Each goal that is selected should then be carefully care-planned so that the care coordination for treatment plans can be established.

It’s okay to dash some of the discharge goal items. Penalties are assessed only when the admission or discharge performance items are dashed or if all of the discharge goals are dashed.

Support Section GG with Quality Charting

Charting takes a team approach. Even after months of completing section GG, it continues to be a challenge to capture accurate data in the medical record to support the assessment.

Some facilities are exclusively using a therapy evaluation. While that is a prime source for completing these items, what happens when the resident is not on therapy caseload?
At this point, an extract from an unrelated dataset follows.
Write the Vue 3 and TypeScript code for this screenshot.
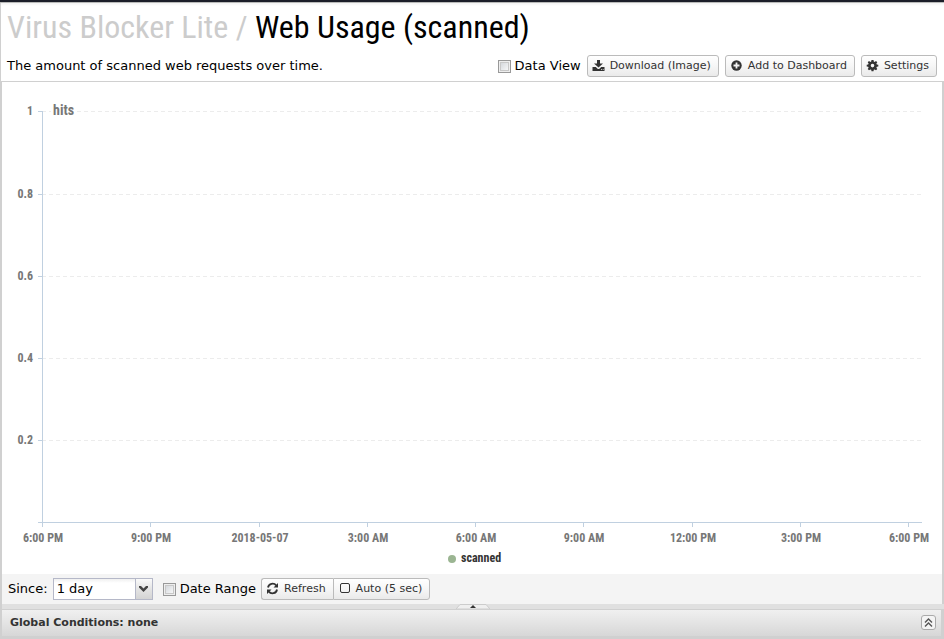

Perhaps the resident is receiving only physical therapy, and a mobility assessment is completed but not the self-care items.
Nursing and therapy staff can use the Medicare meetings to discuss residents’ usual performance and discharge goals.

Medicare Advantage companies may expect facility staff to complete section GG and the NPE, but this is not required by CMS. Contract requirements must not be confused with federal requirements.
Assessments completed for Medicare Advantage residents will not be considered for the QRP or the 2 percent payment penalty for dashes. The simple reason for this is that they are not considered traditional Medicare A, the only type of assessments included in this QM. But more importantly, Medicare Advantage-required assessments don’t count for the QM because they are not submitted to CMS.

The RAI User’s Manual clearly states that “assessments that are completed for purposes other than OBRA [the Omnibus Budget Reconciliation Act of 1989] and SNF PPS reasons are not to be submitted, e.g., private insurance, including but not limited to Medicare Advantage Plans” (p. 5-1).

For some nursing or therapy clinicians, section GG is just a blip in their MDS assessment day. For others it has been a source of stress and confusion. It needn’t be. With collaboration and a focus on accuracy, patients’ success rates in their therapy programs can be enhanced and the facility’s future Medicare Part A payments and Quality Measures can be well protected.